Ostatniej doby na granicy z Białorusią ponad 20 osób z Egiptu, które torami przekraczały granicę z Polską, zostało zatrzymanych przez Straż Graniczną. Przechodzili w miejscu naszpikowanym elektroniką i białoruskie służby dobrze o tym wiedzą.
Straż Graniczna pisze, że to właśnie Białorusini z premedytacją przywieźli w to miejsce grupę migrantów. Białoruski reżim od prawie dwóch lat celowo ściąga na granicę z Polską ludzi z Afryki i Bliskiego Wschodu.
Uwięzieni w pułapce, próbują przejść do Polski do skutku. Te próby kończą się czasem tragicznie. Ostatnie dni to Białowieża i kolejne znalezione ciało. - Mieliśmy informacje, że ta osoba może być w złym stanie zdrowia. Koleżanki, które poszły z pomocą humanitarną, z jedzeniem, z piciem, z podstawową pomocą medyczną na miejscu znalazły ciało, ten człowiek już nie żył – mówi Aleksandra Chrzanowska z Grupy Granica.
Prokuratura Rejonowa w Hajnówce wszczęła śledztwo. Sprawy dotyczące śmierci innych osób prowadzi Prokuratura Okręgowa w Suwałkach.
Śledztwa ws. postępowania wobec migrantów
Obecnie to trzy śledztwa. Pierwsze dotyczy nieumyślnego spowodowania śmierci 12 osób z początku kryzysu migracyjnego - większość zmarła z wychłodzenia.
Prokuratura częściowo umorzyła część wątków nie dopatrując się znamion przestępstwa. Drugie śledztwo dotyczy śmierci sześciu lub więcej osób, bo dotyczy też ludzkich szczątków i wciąż jest w toku. Trzecie to najnowsza historia sprzed miesiąca i śmierć młodej Etiopki – jej sprawą zajmuje się także biuro Rzecznika Praw Obywatelskich.
- Zachodziły pewne wątpliwości, czy funkcjonariusze policji, mając informacje o tym, że ta pani pod Hajnówką się znajduje, czy oni podjęli wszystko, żeby udzielić jej pomocy – mówi Maciej Grześkowiak z biura Rzecznika Praw Obywatelskich.
Według wolontariuszy działających na granicy osoby, które były z kobietą, miały w Hajnówce szukać pomocy i powiadomić o tym policję. Zostały wywiezione z powrotem na granicę - kobieta zmarła.
- Ta osoba była tak blisko uratowania.

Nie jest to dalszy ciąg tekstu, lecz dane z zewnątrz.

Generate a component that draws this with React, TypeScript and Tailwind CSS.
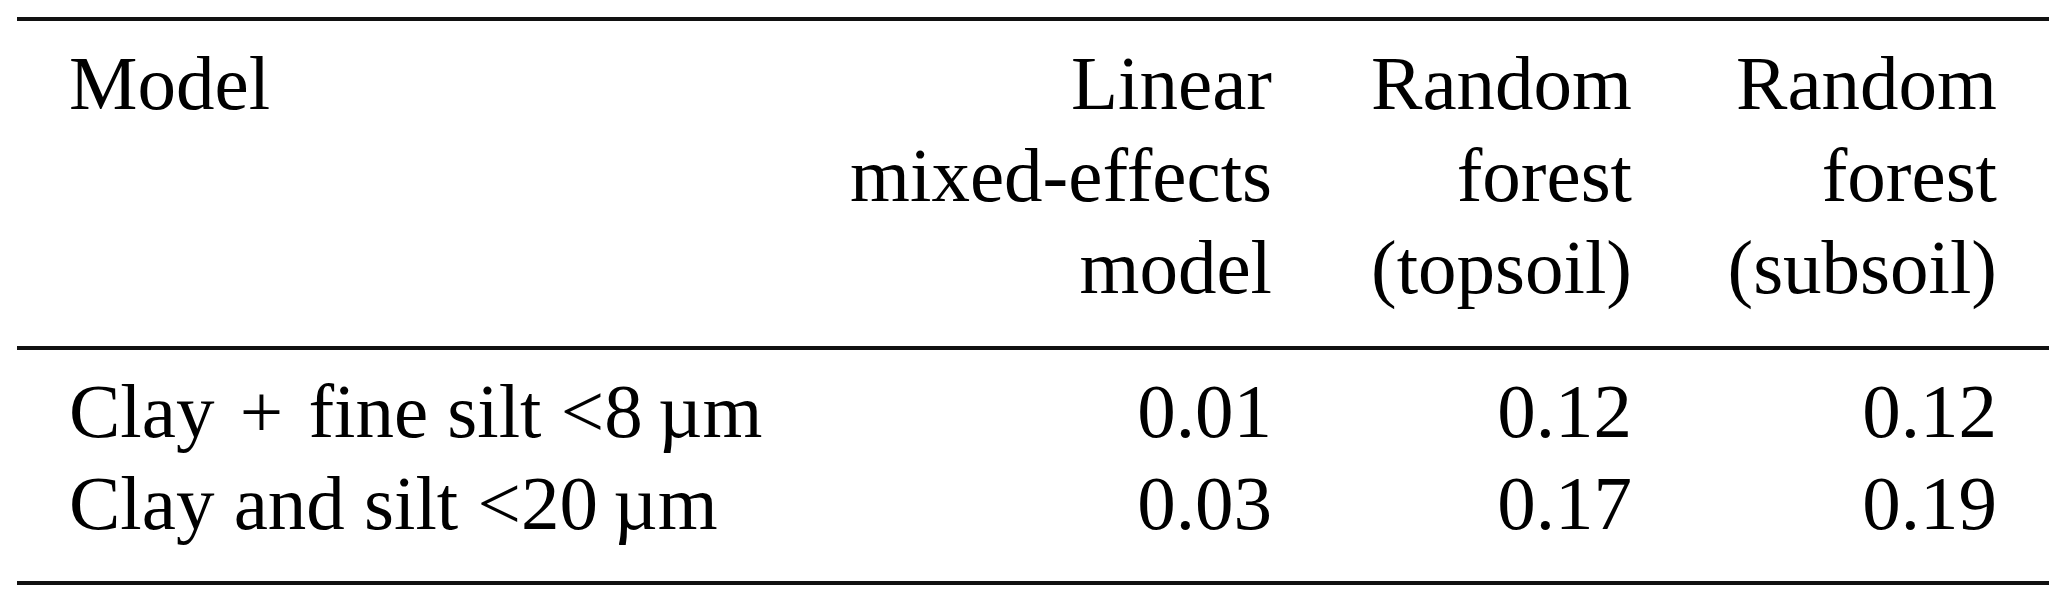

To było takie bardzo działające na wyobraźnię. To była nauczycielka dobrze znana w swoim regionie, na jej pogrzeb przyszły tysiące ludzi – wskazuje prawnik z Podlasia Kamil Syller.
Polskie sądy zajmują się sprawami migrantów
Straż Graniczna od prawie dwóch lat, za zgodą władz, cofa ludzi na granicę, chociaż jest to sprzeczne z prawem. - Praktyka pushbacków jest niestety niezgodna z prawem polskim, unijnym, międzynarodowym. Praktyka pushbacków w obecnej formie jest niedopuszczalna – wskazuje Maciej Grześkowiak.
Biuro Rzecznika Praw Obywatelskich prowadzi kilkanaście spraw dotyczących migrantów - Stowarzyszenie Interwencji Prawnej również. W jednej z nich walczy o zadośćuczynienie w wysokości 240 tysięcy złotych dla trzech Afgańczyków.
- To jest pierwsza tego rodzaju sprawa w Polsce, w której udało nam się już dosyć skutecznie przed sądem wykazać, że faktycznie do tego pushbacku doszło – mówi Małgorzata Jaźwińska ze Stowarzyszenia Interwencji Prawnej. - Teraz w związku z uzyskanym przez nas orzeczeniem sądowym, wskazującym na nieprawidłowość działań polskich służb, ubiegamy się o zadośćuczynienie – dodaje.
W tej sprawie nikt nie został ukarany, ale sąd uznał działania strażników za nieprawidłowe. I chociaż podobnych przypadków jest całe mnóstwo, to podobna ścieżka jest trudna do powtórzenia.
Ciała migrantów odkrywane na granicy polsko-białoruskiej
- Gro sytuacji, które dzieją się na granicy nie ma w sobie elementu zatrzymania. To sprawia, że wytaczanie powództwa o zadośćuczynienie jest trochę bardziej skomplikowane – przyznaje Małgorzata Jaźwińska.
Wiele osób trafia z powrotem na granicę bez faktycznego zatrzymania i bez dowodów. Losy setek z nich są nieznane. - Większości tych ciał już nigdy nie odnajdziemy, bo przyroda je wchłonie – stwierdza Aleksandra Chrzanowska. Do tej pory przy granicy znalezionych zostało 38 ciał.